--- What is required ---
Report every line below that holds the word "styles".

:: Material provided

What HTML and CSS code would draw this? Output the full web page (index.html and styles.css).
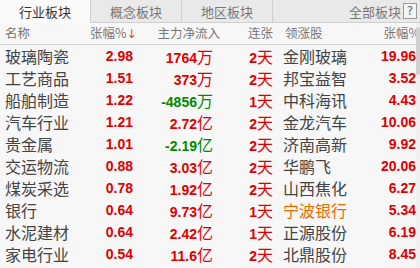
FILE: index.html
```html
<!DOCTYPE html>
<html>
<head>
<meta charset="utf-8">
<link rel="stylesheet" href="styles.css">
</head>
<body>
<div class="app">
  <div class="tabs">
    <div class="tab active">行业板块</div>
    <div class="tab">概念板块</div>
    <div class="tab">地区板块</div>
    <div class="tab-rest"><span class="all">全部板块</span><span class="help">?</span></div>
  </div>
  <div class="body">
    <div class="table">
      <div class="row head">
        <div class="c-name">名称</div>
        <div class="c-r h-zf">张幅%<span class="arrow">↓</span></div>
        <div class="c-r h-flow">主力净流入</div>
        <div class="c-r">连张</div>
        <div class="c-lead">领涨股</div>
        <div class="c-r c-last">张幅%</div>
      </div>
      <div class="row"><div class="c-name">玻璃陶瓷</div><div class="c-r num red">2.98</div><div class="c-r num red">1764<span class="u">万</span></div><div class="c-r num red">2<span class="u">天</span></div><div class="c-lead">金刚玻璃</div><div class="c-r num red">19.96</div></div>
      <div class="row"><div class="c-name">工艺商品</div><div class="c-r num red">1.51</div><div class="c-r num red">373<span class="u">万</span></div><div class="c-r num red">2<span class="u">天</span></div><div class="c-lead">邦宝益智</div><div class="c-r num red">3.52</div></div>
      <div class="row"><div class="c-name">船舶制造</div><div class="c-r num red">1.22</div><div class="c-r num green">-4856<span class="u">万</span></div><div class="c-r num red">1<span class="u">天</span></div><div class="c-lead">中科海讯</div><div class="c-r num red">4.43</div></div>
      <div class="row"><div class="c-name">汽车行业</div><div class="c-r num red">1.21</div><div class="c-r num red">2.72<span class="u">亿</span></div><div class="c-r num red">2<span class="u">天</span></div><div class="c-lead">金龙汽车</div><div class="c-r num red">10.06</div></div>
      <div class="row"><div class="c-name">贵金属</div><div class="c-r num red">1.01</div><div class="c-r num green">-2.19<span class="u">亿</span></div><div class="c-r num red">2<span class="u">天</span></div><div class="c-lead">济南高新</div><div class="c-r num red">9.92</div></div>
      <div class="row"><div class="c-name">交运物流</div><div class="c-r num red">0.88</div><div class="c-r num red">3.03<span class="u">亿</span></div><div class="c-r num red">2<span class="u">天</span></div><div class="c-lead">华鹏飞</div><div class="c-r num red">20.06</div></div>
      <div class="row"><div class="c-name">煤炭采选</div><div class="c-r num red">0.78</div><div class="c-r num red">1.92<span class="u">亿</span></div><div class="c-r num red">2<span class="u">天</span></div><div class="c-lead">山西焦化</div><div class="c-r num red">6.27</div></div>
      <div class="row"><div class="c-name">银行</div><div class="c-r num red">0.64</div><div class="c-r num red">9.73<span class="u">亿</span></div><div class="c-r num red">1<span class="u">天</span></div><div class="c-lead orange">宁波银行</div><div class="c-r num red">5.34</div></div>
      <div class="row"><div class="c-name">水泥建材</div><div class="c-r num red">0.64</div><div class="c-r num red">2.42<span class="u">亿</span></div><div class="c-r num red">1<span class="u">天</span></div><div class="c-lead">正源股份</div><div class="c-r num red">6.19</div></div>
      <div class="row"><div class="c-name">家电行业</div><div class="c-r num red">0.54</div><div class="c-r num red">11.6<span class="u">亿</span></div><div class="c-r num red">2<span class="u">天</span></div><div class="c-lead">北鼎股份</div><div class="c-r num red">8.45</div></div>
    </div>
    <div class="scroll"><div class="thumb"></div></div>
  </div>
</div>
</body>
</html>
```
FILE: styles.css
```css
* { box-sizing: border-box; }
html, body { margin: 0; padding: 0; }
body {
  width: 420px;
  height: 268px;
  overflow: hidden;
  background: #f7f7f7;
  font-family: "Noto Sans CJK SC", "Noto Sans", sans-serif;
  color: #444;
}
.app { display: flex; flex-direction: column; height: 268px; }
.tabs {
  display: flex;
  height: 23px;
  background: #e9e9e9;
  border-bottom: 1px solid #cfcfcf;
}
.tab {
  width: 91px;
  display: flex;
  align-items: center;
  justify-content: center;
  font-size: 13px;
  color: #777;
  border-right: 1px solid #cfcfcf;
  line-height: 1;
}
.tab.active {
  background: #fafafa;
  color: #333;
  height: 23px;
}
.tab-rest {
  flex: 1;
  display: flex;
  align-items: center;
  justify-content: flex-end;
  padding-right: 3px;
  gap: 2px;
  font-size: 13px;
  color: #777;
  line-height: 1;
}
.help {
  width: 14px;
  height: 16px;
  border: 1px solid #9a9a9a;
  font-size: 12px;
  display: flex;
  align-items: center;
  justify-content: center;
  font-family: "DejaVu Sans", sans-serif;
  color: #666;
  background: #f4f4f4;
}
.body { flex: 1; display: flex; }
.table { flex: 1; display: flex; flex-direction: column; }
.row {
  display: grid;
  grid-template-columns: 85px 43px 80px 60px 1fr 60px;
  height: 22px;
  align-items: center;
  padding-left: 5px;
  font-size: 16px;
  line-height: 1;
  white-space: nowrap;
}
.row.head {
  height: 22px;
  font-size: 12.5px;
  color: #777;
  border-bottom: 1px solid #d4d4d4;
}
.c-name { color: #444; }
.head .c-name { color: #777; }
.c-r { text-align: right; }
.c-lead { padding-left: 10px; color: #444; }
.head .c-lead { padding-left: 12px; color: #777; }
.head .h-zf { margin-right: 3px; }
.head .h-flow { margin-right: -7px; }
.head .c-last { margin-right: -4px; }
.arrow { color: #e0500a; font-size: 12px; font-family: "DejaVu Sans", sans-serif; }
.num {
  font-family: "Liberation Sans", Arial, sans-serif;
  font-weight: bold;
  font-size: 14px;
}
.u {
  font-family: "Noto Sans CJK SC", sans-serif;
  font-weight: normal;
  font-size: 16px;
}
.red { color: #e00000; }
.green { color: #008a00; }
.orange { color: #f06a00; }
.scroll {
  width: 4px;
  background: #f0f0f0;
  padding-top: 4px;
}
.thumb {
  height: 48px;
  background: #d0d0d0;
  border-radius: 2px;
}
```
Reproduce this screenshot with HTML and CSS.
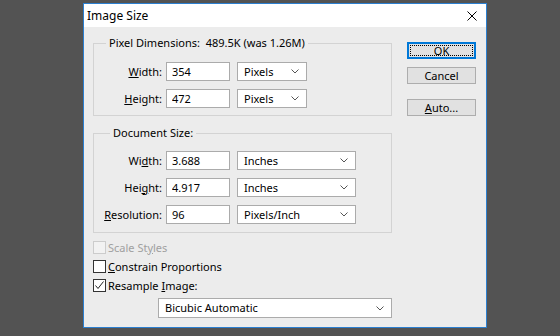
FILE: index.html
```html
<!DOCTYPE html>
<html>
<head>
    <title>Image Size</title>
    <link rel="stylesheet" href="styles.css">
</head>
<body>
    <div class="dialog">
        <div class="titlebar">
            <span class="title">Image Size</span>
            <svg class="close" width="10" height="10" viewBox="0 0 10 10">
                <path d="M0.5 0.5 L9.5 9.5 M9.5 0.5 L0.5 9.5" stroke="#000" stroke-width="1" fill="none"/>
            </svg>
        </div>
        <div class="content">
            <div class="leftcol">
                <fieldset class="group pixgroup">
                    <legend class="legend pixlegend">Pixel Dimensions:&nbsp; 489.5K (was 1.26M)</legend>
                    <div class="row">
                        <label class="lbl"><u>W</u>idth:</label>
                        <input class="field" type="text" value="354">
                        <div class="select small"><span>Pixels</span>
                            <svg width="8" height="5" viewBox="0 0 8 5"><path d="M0.5 0.5 L4 4 L7.5 0.5" stroke="#555" fill="none"/></svg>
                        </div>
                    </div>
                    <div class="row">
                        <label class="lbl"><u>H</u>eight:</label>
                        <input class="field" type="text" value="472">
                        <div class="select small"><span>Pixels</span>
                            <svg width="8" height="5" viewBox="0 0 8 5"><path d="M0.5 0.5 L4 4 L7.5 0.5" stroke="#555" fill="none"/></svg>
                        </div>
                    </div>
                </fieldset>

                <fieldset class="group docgroup">
                    <legend class="legend doclegend">Document Size:</legend>
                    <div class="row">
                        <label class="lbl">Wi<u>d</u>th:</label>
                        <input class="field" type="text" value="3.688">
                        <div class="select wide"><span>Inches</span>
                            <svg width="8" height="5" viewBox="0 0 8 5"><path d="M0.5 0.5 L4 4 L7.5 0.5" stroke="#555" fill="none"/></svg>
                        </div>
                    </div>
                    <div class="row">
                        <label class="lbl">Hei<u>g</u>ht:</label>
                        <input class="field" type="text" value="4.917">
                        <div class="select wide"><span>Inches</span>
                            <svg width="8" height="5" viewBox="0 0 8 5"><path d="M0.5 0.5 L4 4 L7.5 0.5" stroke="#555" fill="none"/></svg>
                        </div>
                    </div>
                    <div class="row">
                        <label class="lbl"><u>R</u>esolution:</label>
                        <input class="field" type="text" value="96">
                        <div class="select wide"><span>Pixels/Inch</span>
                            <svg width="8" height="5" viewBox="0 0 8 5"><path d="M0.5 0.5 L4 4 L7.5 0.5" stroke="#555" fill="none"/></svg>
                        </div>
                    </div>
                </fieldset>

                <div class="checks">
                    <div class="check disabled"><span class="box"></span><span>Scale St<u>y</u>les</span></div>
                    <div class="check"><span class="box"></span><span><u>C</u>onstrain Proportions</span></div>
                    <div class="check"><span class="box">
                        <svg width="11" height="11" viewBox="0 0 11 11"><path d="M1.5 5.5 L4 8.5 L9.5 1.5" stroke="#222" fill="none"/></svg>
                    </span><span>Resample <u>I</u>mage:</span></div>
                </div>

                <div class="select method"><span>Bicubic Automatic</span>
                    <svg width="8" height="5" viewBox="0 0 8 5"><path d="M0.5 0.5 L4 4 L7.5 0.5" stroke="#555" fill="none"/></svg>
                </div>
            </div>

            <div class="buttons">
                <button class="btn default"><span class="focus">OK</span></button>
                <button class="btn">Cancel</button>
                <button class="btn auto"><u>A</u>uto...</button>
            </div>
        </div>
    </div>
</body>
</html>
```

FILE: styles.css
```css
body {
    margin: 0;
    background: #535353;
    font: normal 11px/14px "Noto Sans", sans-serif;
    color: #000;
}

.dialog {
    margin: 3px 0 0 83px;
    width: 402px;
    height: 323px;
    border: 1px solid #2b7fd0;
    background: #ececec;
}

.titlebar {
    height: 23px;
    background: #fff;
    display: flex;
    align-items: center;
    justify-content: space-between;
    padding-left: 3px;
}

.title {
    font-size: 12px;
}

.close {
    margin-right: 9px;
}

.content {
    display: flex;
    padding: 9px 0 0 9px;
}

.leftcol {
    width: 299px;
}

.group {
    margin: 0;
    padding: 0;
    border: 1px solid #d3d3d3;
    min-width: 0;
}

.legend {
    padding: 0 3px;
    line-height: 14px;
}

.pixlegend {
    margin-left: 12px;
}

.doclegend {
    margin-left: 16px;
}

.pixgroup {
    padding: 12px 0 7px 0;
}

.docgroup {
    margin-top: 10px;
    padding: 11px 0 8px 0;
}

.row {
    display: flex;
    align-items: center;
    height: 19px;
}

.row + .row {
    margin-top: 8px;
}

.lbl {
    width: 68px;
    text-align: right;
}

.field {
    box-sizing: border-box;
    width: 64px;
    height: 19px;
    margin: 0 0 0 4px;
    padding: 0 5px;
    border: 1px solid #ababab;
    background: #fff;
    font: inherit;
    color: #000;
    outline: none;
}

.select {
    box-sizing: border-box;
    height: 19px;
    display: flex;
    align-items: center;
    justify-content: space-between;
    padding: 0 7px 0 6px;
    border: 1px solid #ababab;
    background: #fff;
}

.select svg {
    display: block;
}

.small {
    width: 70px;
    margin-left: 7px;
}

.wide {
    width: 119px;
    margin-left: 7px;
}

.checks {
    margin-top: 5px;
}

.check {
    display: flex;
    align-items: center;
    height: 19px;
}

.box {
    box-sizing: border-box;
    width: 13px;
    height: 13px;
    border: 1px solid #333;
    background: #fff;
    margin-right: 2px;
    display: flex;
    align-items: center;
    justify-content: center;
}

.disabled {
    color: #a0a0a0;
}

.disabled .box {
    border-color: #cccccc;
    background: #f2f2f2;
}

.method {
    width: 234px;
    height: 20px;
    margin: 3px 0 0 65px;
}

.buttons {
    display: flex;
    flex-direction: column;
    margin: 6px 0 0 15px;
}

.btn {
    box-sizing: border-box;
    width: 69px;
    height: 17px;
    padding: 0;
    border: 1px solid #adadad;
    background: #e1e1e1;
    font: inherit;
    line-height: 13px;
    color: #000;
}

.default {
    border: 2px solid #0078d7;
    padding: 1px;
    display: flex;
}

.focus {
    flex: 1;
    border: 1px dotted #000;
    line-height: 9px;
}

.btn + .btn {
    margin-top: 8px;
}

.auto {
    margin-top: 15px !important;
}
```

::::

--- In response ---
What HTML and CSS code would draw this? Output the full web page (index.html and styles.css).
<link rel="stylesheet" href="styles.css">
FILE: styles.css
    <link rel="stylesheet" href="styles.css">
FILE: styles.css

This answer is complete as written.